The Purple Palace isn't actually a palace, nor is it even purple, but what it does offer is a compact tiny house at a relatively low budget. During the design process, New Zealand's Build Tiny went to considerable lengths to keep the price down by focusing on the basics and leaving the interior decor unfinished.

The Purple Palace has a total length of 7.4 m (24 ft) and width of 2.4 m (7.8 ft), making it a lot easier to lug around New Zealand than the massive North American models we regularly feature, which can be almost twice as long. It consists of a steel frame and is finished in vinyl. It gets power from a standard RV-style hookup but has been pre-wired to accept solar panels in the future, when the owner is ready to upgrade to an off-grid setup.

The decor inside is simple and the poplar plywood walls are left unpainted to save money (the owner plans to do it herself – and has already added a splash of purple). Additionally, to further cut costs, the number of windows were kept to the minimum required for light and ventilation.

As visitors enter, the living room is to the right. This is furnished with a small sofa, and is also home to a wood-burning stove, which is the sole source of warmth. The kitchen is nearby and contains a small drop-down breakfast bar area, washing machine, sink, a small two-burner stove (but no oven), and a fridge.
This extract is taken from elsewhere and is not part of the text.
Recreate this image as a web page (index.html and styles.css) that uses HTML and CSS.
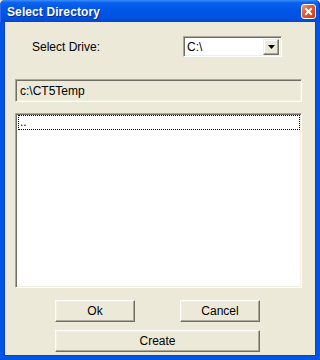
FILE: index.html
```html
<!DOCTYPE html>
<html>
<head>
<meta charset="utf-8">
<link rel="stylesheet" href="styles.css">
</head>
<body>
<div class="window">
  <div class="titlebar">
    <span class="title">Select Directory</span>
    <span class="close">
      <svg width="13" height="13" viewBox="0 0 13 13"><path d="M4 4 L9 9 M9 4 L4 9" stroke="#fff" stroke-width="2" stroke-linecap="square"/></svg>
    </span>
  </div>
  <div class="frame">
    <div class="drive-row">
      <span class="label">Select Drive:</span>
      <div class="combo">
        <span class="combo-text">C:\</span>
        <span class="combo-btn"><svg width="7" height="4" viewBox="0 0 7 4"><path d="M0 0 H7 L3.5 4 Z" fill="#000"/></svg></span>
      </div>
    </div>
    <div class="path">c:\CT5Temp</div>
    <div class="list">
      <div class="item">..</div>
    </div>
    <div class="btn-row">
      <button class="btn">Ok</button>
      <button class="btn">Cancel</button>
    </div>
    <div class="btn-row second">
      <button class="btn wide">Create</button>
    </div>
  </div>
</div>
</body>
</html>
```
FILE: styles.css
```css
html, body {
  margin: 0;
  padding: 0;
  background: #ece9d8;
}
.window {
  width: 320px;
  height: 360px;
  display: flex;
  flex-direction: column;
  font-family: "Liberation Sans", Arial, sans-serif;
  font-size: 12px;
  color: #000;
}
.titlebar {
  height: 22px;
  box-sizing: border-box;
  display: flex;
  justify-content: space-between;
  align-items: flex-start;
  padding: 0 4px 0 7px;
  background: linear-gradient(to bottom, #3c8ef8 0%, #0a62ee 12%, #0056e6 45%, #0052e0 80%, #0447cc 100%);
  border-radius: 5px 5px 0 0;
  box-shadow: inset 1px 0 #2b6cf0, inset -1px 0 #0030c8;
}
.title {
  color: #fff;
  font-weight: bold;
  font-size: 12px;
  line-height: 12px;
  margin-top: 6px;
  letter-spacing: 0.1px;
  text-shadow: 1px 1px #0a2a8a;
}
.close {
  width: 15px;
  height: 15px;
  margin-top: 4px;
  border: 1px solid #fff;
  border-radius: 3px;
  box-sizing: border-box;
  display: flex;
  align-items: center;
  justify-content: center;
  background: linear-gradient(135deg, #f09a80 0%, #e45a34 40%, #cf3a12 100%);
}
.frame {
  flex: 1;
  background: #ece9d8;
  border: 4px solid #0055e5;
  border-top: none;
  box-shadow: inset 1px 0 #0a3fd0, inset -1px 0 #0a3fd0, inset 0 -1px #0a3fd0;
  padding: 0 14px 0 11px;
  display: flex;
  flex-direction: column;
}
.drive-row {
  display: flex;
  align-items: center;
  margin-top: 14px;
  height: 21px;
}
.label {
  margin-left: 17px;
  flex: 1;
}
.combo {
  width: 99px;
  height: 21px;
  box-sizing: border-box;
  margin-right: 20px;
  background: #fff;
  border: 1px solid;
  border-color: #aca899 #fff #fff #aca899;
  box-shadow: inset 1px 1px #716f64, inset -1px -1px #f1efe2;
  display: flex;
  align-items: center;
  justify-content: space-between;
  padding: 2px 2px 2px 2px;
}
.combo-text {
  padding-left: 1px;
}
.combo-btn {
  width: 16px;
  height: 16px;
  box-sizing: border-box;
  background: #ece9d8;
  border: 1px solid;
  border-color: #f1efe2 #716f64 #716f64 #f1efe2;
  box-shadow: inset -1px -1px #aca899, inset 1px 1px #fff;
  display: flex;
  align-items: center;
  justify-content: center;
}
.path {
  margin-top: 22px;
  height: 23px;
  box-sizing: border-box;
  border: 1px solid;
  border-color: #aca899 #fff #fff #aca899;
  box-shadow: inset 1px 1px #716f64, inset -1px -1px #f1efe2;
  padding: 4px 4px 0 4px;
  line-height: 14px;
}
.list {
  margin-top: 11px;
  height: 175px;
  box-sizing: border-box;
  background: #fff;
  border: 1px solid;
  border-color: #aca899 #fff #fff #aca899;
  box-shadow: inset 1px 1px #716f64, inset -1px -1px #f1efe2;
  padding: 1px 1px 0 1px;
}
.item {
  height: 15px;
  box-sizing: border-box;
  border: 1px dotted #000;
  line-height: 12px;
  padding-left: 1px;
  margin: 0 0 0 1px;
}
.btn-row {
  display: flex;
  gap: 45px;
  margin-top: 12px;
  padding-left: 40px;
}
.btn-row.second {
  margin-top: 8px;
}
.btn {
  width: 80px;
  height: 22px;
  box-sizing: border-box;
  font-family: "Liberation Sans", Arial, sans-serif;
  font-size: 12px;
  color: #000;
  background: #ece9d8;
  border: 1px solid;
  border-color: #fff #716f64 #716f64 #fff;
  box-shadow: inset -1px -1px #aca899, inset 1px 1px #f1efe2;
  padding: 0;
  margin: 0;
}
.btn.wide {
  width: 205px;
}
```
The bathroom connects to the kitchen and looks quite compact, containing a shower, sink, and a composting toilet.

The Purple Palace's interior has been left unpainted to save money and this work will instead be carried out by the owner
The Purple Palace's interior has been left unpainted to save money and this work will instead be carried out by the owner

There's just one bedroom in the Purple Palace, though the owner does plan to install a second loft at a later date. The bedroom is reached by a storage-integrated staircase and is a typical loft-style tiny house, though it has the clever addition of a lowered platform area, which makes it easier to get dressed.

Build Tiny estimates that the home would have cost anywhere between NZD 150,000-170,000 (US$104,000 - 11,8000) without the cost-saving measures, but says that it came in closer to NZD 115,000 ($80,000) – which is obviously still a lot of money, but works out relatively inexpensive for a custom made tiny house..

Source: Build Tiny

View gallery - 13 images
8 comments
8 comments
Nobody
I hate tiny homes because they are totally impractical, have an exorbitant price tag and waste SO MUCH SPACE. A travel trailer this size would sleep 4-6 adults and children. A travel trailer would have cabinets and storage every where. A travel trailer would have heating, air conditioning, built in storage tanks for water and waste AND best of all, only cost $14,000-$25,000 complete. Most tiny home designs are not aerodynamic and would tow like a lead kite.
Rusty Harris
These "tiny" houses with their overpriced prices, are sort of like SUV's. Just another "fad" that morons will waste money on just to say I have one.
For a TINY house that has a price over a typical price of a regular home (by regular, I mean out here in flyover country, not LA or NY), just nuts.
But, people routinely lay down $1,000 and more for a stupid "smartphone".
Spud Murphy
That pricing is nuts, clearly they need to learn what low cost actually means. How can it be so expensive?
Smokey_Bear
I Agree with everyone else.
If your gonna tow it around to live all over, but a camper, it's cheaper & better.
If your gonna stay in one spot, then get a cheap modular home or trailer.
Either option you'd be better off, and have less debt.
Don Duncan
It would only be "custom made" because it wouldn't sell widely. And the wholesale cost would allow for a 100%-300% markup, depending on the sucker.
Bricorn
I was quite impressed until I got to the price, are they having a laugh?
BlueOak
While tiny homes will never move mainstream and certainly are not for everyone, many of the comments here reflect ignorance about the Tiny Home industry. Tiny homes have their place, not even necessarily as permanent homes, for example as quick ways to get a home on vacation property as a 2nd home.

As to comparing them to RV’s - those are two different use cases. Tiny homes are not intended to be mobile RVs. They are transportable homes. And as anyone who has lived full time in an RV trailer will find out, they simply do not hold up under those conditions. Look at the resale value of a full time lived in RV - nobody wants it because it is worn out. For full time living, I’d much rather live in a Tiny Home than a dark, flimsy RV a trailer. If a community’s zoning and ordinances resist Tiny Homes, good luck getting them to accept living full time in an RV trailer.

As to cost, to get an RV trailer built to home standards and building code, good luck finding one - a “$14-25,000” trailer certainly isn’t it. These Tiny homes have most of the components of a permanent home and those infrastructure components drive a lot of the cost, not simply square feet. And yes, they are custom-built, driving up costs.
niio
You can get 1000sqft in a double wide mobile home for $65k. Six times as big for less money, plenty of storage and all the appliances. "Tiny" homes are no more durable than mobile homes; you can pick the level of quality you want in either product.